«Todos los seres humanos nacen libres e iguales en dignidad y derechos y, dotados como están de razón y conciencia, deben comportarse fraternalmente los unos con los otros». Ésta es la teoría, la práctica grita otra cosa. Atender a las necesidades de toda la población es por sí un desafío, pero éste se complica cuando viajamos a África, los estados Árabes, La India o China, por mencionar algunos. La pésima distribución de la riqueza, la degradación de la mujer, la exclusión de determinadas poblaciones, las migraciones involuntarias... echan en saco roto las bases de la sociedad.

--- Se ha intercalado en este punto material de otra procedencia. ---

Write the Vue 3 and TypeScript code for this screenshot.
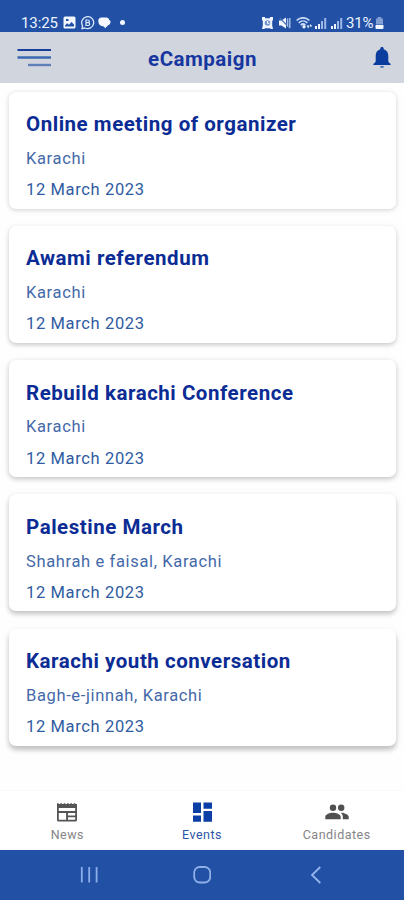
<script setup lang="ts">
interface CampaignEvent {
  title: string
  place: string
  date: string
}

const events: CampaignEvent[] = [
  { title: 'Online meeting of organizer', place: 'Karachi', date: '12 March 2023' },
  { title: 'Awami referendum', place: 'Karachi', date: '12 March 2023' },
  { title: 'Rebuild karachi Conference', place: 'Karachi', date: '12 March 2023' },
  { title: 'Palestine March', place: 'Shahrah e faisal, Karachi', date: '12 March 2023' },
  { title: 'Karachi youth conversation', place: 'Bagh-e-jinnah, Karachi', date: '12 March 2023' },
]
</script>

<template>
  <div class="screen">
    <div class="status">
      <div class="status-left">
        <span class="clock">13:25</span>
        <svg class="s-image" width="13" height="13" viewBox="0 0 13 13">
          <path fill="#f2f6ff" fill-rule="evenodd" d="M2 .5h9A1.5 1.5 0 0 1 12.500 2v9a1.500 1.500 0 0 1-1.500 1.500H2A1.500 1.500 0 0 1 .500 11V2A1.500 1.500 0 0 1 2 .500zM2 10.500h9V8.500L8.500 6 6 8.800 4.200 7.300 2 9.500zM3 3v2h2.500V3z" />
        </svg>
        <svg class="s-chat" width="15" height="14" viewBox="0 0 15 14">
          <path d="M2 12.600l.6-2.800A6 6 0 1 1 5 12z" fill="none" stroke="#dce8ff" stroke-width="1.300" />
          <path d="M6 4h2a1.300 1.300 0 0 1 0 2.700H6zM6 6.700h2.300a1.400 1.400 0 0 1 0 2.800H6z" fill="none" stroke="#dce8ff" stroke-width="1.200" />
        </svg>
        <svg class="s-bubble" width="13" height="12" viewBox="0 0 13 12">
          <path d="M3.500.5h4.800C10 .5 11 1.500 11.200 2.900c1.200.5 1.500 1.500 1.300 2.600-.2 1.500-1.300 2.400-2.700 3L7.200 11.300 5.800 9.500C2.300 9.300.3 7.300.3 4.300A3.500 3.500 0 0 1 3.500.5z" fill="#f5f8ff" />
        </svg>
        <span class="dot"></span>
      </div>
      <div class="status-right">
        <svg width="11" height="12" viewBox="0 0 11 12">
          <path d="M0 0h3v1.200h5V0h3v3.500h-.8v5L11 12H9l-1.200-.8H3.200L2 12H0l.8-3.500v-5H0z" fill="#f0f5ff" />
          <circle cx="5.500" cy="6" r="2.800" fill="#7595cf" />
          <path d="M5.500 4v2.300h1.800" fill="none" stroke="#fff" />
        </svg>
        <svg class="s-mute" width="12" height="12" viewBox="0 0 12 12">
          <path d="M0 3.500h2.500L7 .5v11L2.500 8.500H0z" fill="#f2f6ff" />
          <path d="M.8.800L11 11.500" stroke="#4a72b9" stroke-width="1.200" />
          <path d="M8.600 1.500v8M10.800 1v10" stroke="#a9c1ea" stroke-width="1.400" />
        </svg>
        <svg class="s-wifi" width="17" height="12" viewBox="0 0 17 12">
          <path d="M.6 3.500C4.200-.1 9.800-.1 13.400 3.500M2.700 5.800c2.500-2.400 6.200-2.400 8.700 0M4.700 8.100c1.400-1.300 3.300-1.300 4.700 0" fill="none" stroke="#c9d9f6" stroke-width="1.700" />
          <circle cx="8" cy="9.800" r="1.700" fill="#e8f0ff" />
          <path d="M10.500 8.500l1.800 3 1-3zM13.500 9.500l1-2.500 1.800 2.500z" fill="#e8f0ff" />
        </svg>
        <div class="signals">
          <svg v-for="n in 2" :key="n" width="12" height="12" viewBox="0 0 12 12">
            <path d="M0 9h2v3H0zM3 7h2v5H3z" fill="#edf3ff" />
            <path d="M6 4h2v8H6zM9.200 1h2v11h-2z" fill="#9db8e5" />
          </svg>
        </div>
        <span class="percent">31%</span>
        <svg class="s-batt" width="9" height="12" viewBox="0 0 9 12">
          <path d="M2.700 0h3.600v1.500H8v6H1v-6h1.700z" fill="#829fd4" />
          <path d="M.5 8h8v3a1 1 0 0 1-1 1h-6a1 1 0 0 1-1-1z" fill="#f4f8ff" />
        </svg>
      </div>
    </div>

    <header class="appbar">
      <svg class="menu" width="34" height="20" viewBox="0 0 34 20">
        <path d="M.5 2h33.500" stroke="#163f9c" stroke-width="2.200" />
        <path d="M.5 9.500h33.500" stroke="#3b69b1" stroke-width="2.400" />
        <path d="M11 17h23" stroke="#6080bb" stroke-width="2.400" />
      </svg>
      <h1>eCampaign</h1>
      <svg class="bell" width="18" height="22" viewBox="0 0 18 22">
        <path d="M9 0c1 0 1.700.7 1.700 1.700v.6c3 .8 4.600 3.300 4.600 6.400v6l2.300 2.300V18H.4v-1l2.300-2.300v-6c0-3.100 1.600-5.600 4.600-6.400v-.6C7.300.7 8 0 9 0z" fill="#0b3d9f" />
        <path d="M7 19h4a2 2 0 0 1-4 0z" fill="#4f76b9" />
      </svg>
    </header>

    <main class="list">
      <article v-for="event in events" :key="event.title" class="card">
        <h2>{{ event.title }}</h2>
        <p class="place">{{ event.place }}</p>
        <p class="date">{{ event.date }}</p>
      </article>
    </main>

    <nav class="tabs">
      <div class="tab">
        <svg width="24" height="24" viewBox="0 0 24 24">
          <path d="M2 4v-.8h1.700V4h1.700v-.8H7V4h1.700v-.8h1.600V4H12v-.8h1.700V4h1.600v-.8H17V4h1.700v-.8h1.600V4H22v16a1.500 1.500 0 0 1-1.500 1.500h-17A1.500 1.500 0 0 1 2 20z" fill="#555" />
          <path d="M3.800 8h16.400v3H3.800zM3.800 13h7.300v6.700H3.800zM13 13h7.200v2.600H13zM13 17.200h7.200v2.500H13z" fill="#fff" />
        </svg>
        <span>News</span>
      </div>
      <div class="tab active">
        <svg width="24" height="24" viewBox="0 0 24 24">
          <path d="M3 2.500h8v10.600H3zM13.500 2.500H22v6.300h-8.500zM3 15.500h8v6.300H3zM13.500 11H22v10.800h-8.500z" fill="#0b3fa5" />
        </svg>
        <span>Events</span>
      </div>
      <div class="tab">
        <svg width="24" height="24" viewBox="0 0 24 24">
          <circle cx="8" cy="7.700" r="3.200" fill="#505050" />
          <circle cx="16.200" cy="7.700" r="3.200" fill="#505050" />
          <path d="M.3 19.300v-2.500c0-2.500 4.800-4 7.700-4s7.700 1.500 7.700 4v2.500zM16.200 12.800c2.800.1 7.500 1.600 7.500 4v2.500h-5.900v-2.500c0-1.800-.8-3-2.200-4z" fill="#505050" />
        </svg>
        <span>Candidates</span>
      </div>
    </nav>

    <div class="system">
      <svg width="18" height="18" viewBox="0 0 18 18">
        <path d="M1.800 1v15.500M9.200 1v15.500M16.600 1v15.500" stroke="#8caee8" stroke-width="1.800" />
      </svg>
      <svg width="18" height="18" viewBox="0 0 18 18">
        <rect x="1.200" y="1" width="16" height="15.500" rx="5.500" fill="none" stroke="#8fb0e8" stroke-width="1.800" />
      </svg>
      <svg width="18" height="18" viewBox="0 0 18 18">
        <path d="M13.300 1L5 9l8.300 8" fill="none" stroke="#95b6ec" stroke-width="1.800" />
      </svg>
    </div>
  </div>
</template>

<style>
body {
  margin: 0;
  background: #fff;
}
</style>

<style scoped>
.screen {
  width: 404px;
  height: 900px;
  display: flex;
  flex-direction: column;
  overflow: hidden;
  background: #fefefe;
  font-family: Roboto, "Liberation Sans", sans-serif;
}
svg {
  display: block;
  flex: none;
}
h1,
h2,
p {
  margin: 0;
}
.status {
  height: 32px;
  flex: none;
  box-sizing: border-box;
  padding: 13px 20px 0 21px;
  display: flex;
  justify-content: space-between;
  background: #2150a5;
  color: #edf3ff;
}
.status-left,
.status-right {
  display: flex;
  align-items: center;
  height: 19px;
}
.clock {
  font-size: 15px;
  width: 42px;
  letter-spacing: -0.1px;
}
.s-chat {
  margin-left: 4px;
}
.s-bubble {
  margin-left: 3px;
}
.dot {
  width: 5px;
  height: 5px;
  margin-left: 9px;
  border-radius: 50%;
  background: #f2f7ff;
}
.s-mute {
  margin-left: 6px;
}
.s-wifi {
  margin-left: 5px;
}
.signals {
  display: flex;
  gap: 4px;
  margin-left: 2px;
}
.percent {
  font-size: 15px;
  width: 27px;
  margin-left: 3px;
  letter-spacing: -0.2px;
}
.s-batt {
  margin-left: 2px;
}
.appbar {
  height: 51px;
  flex: none;
  box-sizing: border-box;
  padding: 0 13px 0 17px;
  display: flex;
  align-items: center;
  justify-content: space-between;
  background: #d1d5dd;
}
.appbar h1 {
  font-size: 20.500px;
  line-height: 24px;
  font-weight: 700;
  letter-spacing: 0.500px;
  color: #1637a0;
  margin-right: 19px;
  padding-top: 2px;
}
.list {
  flex: 1;
  padding: 8.500px 8px 0 9px;
  display: flex;
  flex-direction: column;
  gap: 17.300px;
}
.card {
  height: 117px;
  flex: none;
  box-sizing: border-box;
  padding: 20.500px 17px 0;
  border-radius: 7px;
  background: #fff;
}
.card:nth-child(1) {
  box-shadow: 0 1px 4px rgba(0, 0, 0, 0.14), 0 1px 9px rgba(0, 0, 0, 0.05);
}
.card:nth-child(2) {
  box-shadow: 0 2px 4px rgba(0, 0, 0, 0.18), 0 1px 9px rgba(0, 0, 0, 0.05);
}
.card:nth-child(3) {
  box-shadow: 0 2px 5px rgba(0, 0, 0, 0.2), 0 1px 9px rgba(0, 0, 0, 0.05);
}
.card:nth-child(4) {
  box-shadow: 0 3px 5px rgba(0, 0, 0, 0.21), 0 1px 9px rgba(0, 0, 0, 0.05);
}
.card:nth-child(5) {
  box-shadow: 0 4px 5px rgba(0, 0, 0, 0.21), 0 2px 9px rgba(0, 0, 0, 0.06);
}
.card h2 {
  font-size: 20.500px;
  line-height: 24px;
  font-weight: 700;
  letter-spacing: 0.530px;
  color: #0b2c94;
}
.card p {
  font-size: 16.500px;
  line-height: 20px;
  letter-spacing: 0.640px;
}
.card .place {
  margin-top: 12.700px;
  color: #4469a9;
}
.card .date {
  margin-top: 11.500px;
  color: #2f5ba1;
}
.tabs {
  height: 60px;
  flex: none;
  box-sizing: border-box;
  border-top: 1px solid #f9f9f9;
  display: flex;
  background: #fff;
}
.tab {
  flex: 1;
  display: flex;
  flex-direction: column;
  align-items: center;
  padding-top: 9px;
  color: #858585;
  font-size: 12.500px;
  line-height: 16px;
  letter-spacing: 0.500px;
}
.tab span {
  margin-top: 3px;
}
.tab.active {
  color: #2d55a8;
}
.system {
  height: 50px;
  flex: none;
  display: flex;
  align-items: center;
  justify-content: center;
  gap: 95.500px;
  background: #2150a5;
}
</style>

Son muchísimias las mujeres que no tienen acceso a la educación —más de 258 millones de mujeres adultas son analfabetas—, ni saben cómo prevenir un embarazo, o el SIDA. Sus familias no las quieren e incluso se deshacen de ellas antes de nacer —los abortos selectivos (La India y China) se han cobrado la vida de más de 134 millones—. Y si seguimos hacia el extremo, nos ecnontramos con prácticas como la mutilación genital: en África entre 100 y 140 millones de mujeres y niñas la han sufrido y más de 3 millones corren el riesgo de sufrirla.

No se puede pasar por alto la migración involuntaria. Junto a la carga de tener que abandonar su hogar por un conflicto, hambre, seguridad... por simple supervivencia, chocan de frente con el muro del primer mundo. «Sufren abusos de sus derechos en sus países de origen, en los de tránsito y en su destino final. En los últimos años, Europa, en lugar de ser una área de acogida y un ejemplo de protección de los Derechos Humanos, se está convirtiendo en todo lo contrario debido a sus políticas migratorias», demanda Virginia Álvarez, responsable de Política, Interior y Derechos Humanos de Amnistía Internacional, quien denuncia lo ocurrido con Mauritania, Marruecos y Libia.